I am so pleased to have Kate Scott here, author of Counting to D, with a guest post on beginnings. Keep reading…she’s got some good advice for aspiring writers! Kate’s first novel, Counting to D, was just released this month. It is an awesome story about a teen girl struggling with dyslexia that I think really needed to be told (you can read my review of it here). Buy links at the bottom of the post! And without further ado, Ms. Scott! Thank you so much for visiting my little corner of the blogosphere. 🙂
Where to Begin
by Kate Scott
Beginnings are important. Every writer knows that. If you can’t hook a reader on the first page, they won’t read the second page. Beginnings are important in life, too, not just in fiction. So today, instead of talking about the beginning of my story, I’m going to talk about the beginning of my writing.
I’ve always had an active imagination, and I enjoyed making up stories as a child. But I didn’t cognitively think about writing as a serious pursuit until after I got my first real job. For my day job, I’m a civil engineer. I enjoy engineering, and I have had the opportunity to work on some very interesting projects. But as a newbie, my job was basically to sit in a cubical and do algebra for eight hours a day. It got a bit monotonous. So I decided to let myself become more well-rounded and write novels during my evenings and weekends.
Starting out as a writer, I didn’t know anything. I got a couple of books about writing, the classics everyone raves about: On Writing by Stephen King and Bird by Bird by Anne Lamott. Stephen and Anne are great fiction writers, but not even they can make a book about how to write interesting to me. Books about sentence mechanics and story structure will never interest me. So I came up with a new strategy to learn how to write fiction: I read fiction.

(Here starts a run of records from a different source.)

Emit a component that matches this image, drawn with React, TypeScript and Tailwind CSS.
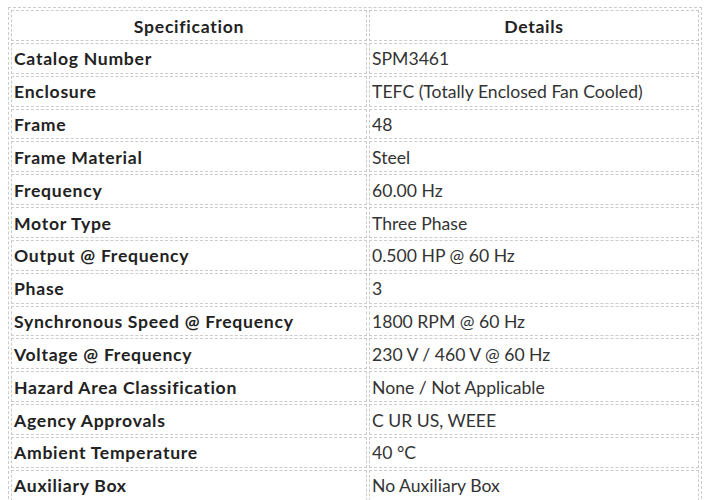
const rows: [string, string][] = [
  ['Catalog Number', 'SPM3461'],
  ['Enclosure', 'TEFC (Totally Enclosed Fan Cooled)'],
  ['Frame', '48'],
  ['Frame Material', 'Steel'],
  ['Frequency', '60.00 Hz'],
  ['Motor Type', 'Three Phase'],
  ['Output @ Frequency', '0.500 HP @ 60 Hz'],
  ['Phase', '3'],
  ['Synchronous Speed @ Frequency', '1800 RPM @ 60 Hz'],
  ['Voltage @ Frequency', '230 V / 460 V @ 60 Hz'],
  ['Hazard Area Classification', 'None / Not Applicable'],
  ['Agency Approvals', 'C UR US, WEEE'],
  ['Ambient Temperature', '40 °C'],
  ['Auxiliary Box', 'No Auxiliary Box'],
]

const cell = 'border border-dashed border-[#cbcbcb] px-[2px] pt-[5.5px] pb-[2.5px] leading-[20.85px]'
const head = 'font-bold tracking-[0.72px] text-[#222]'

export default function App() {
  return (
    <div className="min-h-[500px] bg-white pt-[7px] pl-[8px] font-['Lato',sans-serif] text-[17.6px] text-[#333]">
      <table className="w-[694px] border-separate border-spacing-[2px] border border-dashed border-[#cbcbcb]">
        <thead>
          <tr>
            <th className={`${cell} ${head} w-[356px] text-center`}>Specification</th>
            <th className={`${cell} ${head} text-center`}>Details</th>
          </tr>
        </thead>
        <tbody>
          {rows.map(([label, value]) => (
            <tr key={label}>
              <td className={`${cell} ${head}`}>{label}</td>
              <td className={cell}>{value}</td>
            </tr>
          ))}
        </tbody>
      </table>
    </div>
  )
}
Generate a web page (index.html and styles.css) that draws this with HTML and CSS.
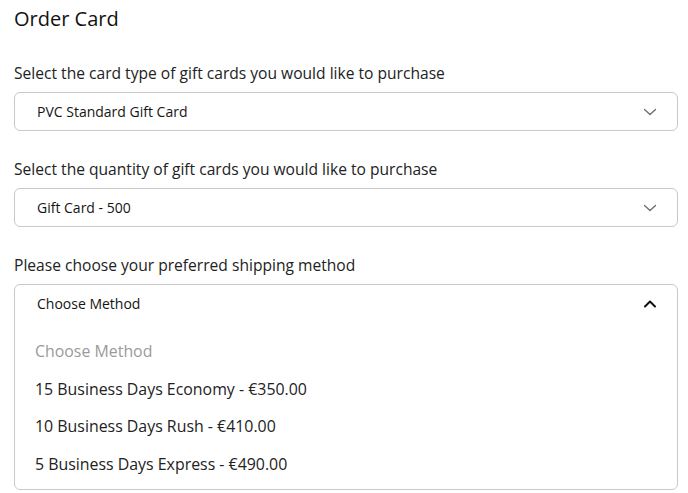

I listened to a lot of fiction, too. One of the great things about sitting in a cubical doing algebra all day was that I could listen to audiobooks while I was at work. During that first year on my path to author-dom, I wrote a very crappy first draft of a novel nobody will ever want to read, but I listened to more than 150 books people do want to read.
I paid attention to what I liked in all of my favorite books. I thought about character development and story arc, and I admitted to myself that my own writing wasn’t good enough yet. I attended local writing workshops, started a blog, and connected with other aspiring writers who lived farther afield. I swapped manuscripts with other writers and discovered I enjoyed picking apart their stories’ problems.
So then, I went back and picked apart my own story. One of the curses of being an artist is that most artists have very good taste. I’m a very critical reader, and I don’t recommend books lightly. I have good taste, and I knew my early writing wasn’t very good. A few of my first readers praised it. I’m sure they were trying to be nice and attempting to encourage me to keep going. Though my writing was still rough, I had some natural talent. But instead of appreciating that feedback, I assumed all those supportive readers had very bad taste. My early writing was simply not good.
Counting to D is the first book I’ve ever liked after I finished writing it. It isn’t the first book I wrote, and it isn’t the last book I wrote. I penned a few crappy novels before Sam moved into my psyche, and I’ve trashed a few attempted novels that I wrote after completing Counting to D—because I knew they didn’t measure up.
So far, Counting to D has gotten a mix of good and very good reviews. I know everyone has different preferences, and I can’t expect everyone who reads it to love it. But nobody has hated it yet. I don’t think the positive response has much to do with the quality of my writing. I’ve written a lot of very bad fiction. I think it has to do with the quality of my ego, or lack thereof. I have read a lot of books in my life, and I’ve listened to even more. I know good writing when I see it, and I know bad writing when I see it. I even know when that bad writing is my own.
Every writer has a different process. Some people revere Strunk & White’s The Elements of Style like it’s holy scripture. Other people study creative writing in college and/or graduate school. Me, I’m just an engineer with an active imagination who really likes stories. As for my advice to other aspiring writers—read, or listen, or absorb books in whatever form they present themselves to you. You can do all the other stuff, too, but if you can’t recognize and enjoy a great book written by somebody else, how are you going to know when you’ve written one yourself?
Back Cover Blurb
The kids at Sam’s school never knew if they should make fun of her for being too smart or too dumb. That’s what it means to be dyslexic, smart, and illiterate. Sam is sick of it. So when her mom gets a job in a faraway city, Sam decides not to tell anyone about her little illiteracy problem. Without her paradox of a reputation, she falls in with a new group of highly competitive friends who call themselves the Brain Trust. When she meets Nate, her charming valedictorian lab partner, she declares her new reality perfect. But in order to keep it that way, she has to keep her learning disability a secret. The books are stacked against her and so are the lies. Sam’s got to get the grades, get the guy, and get it straight—without being able to read.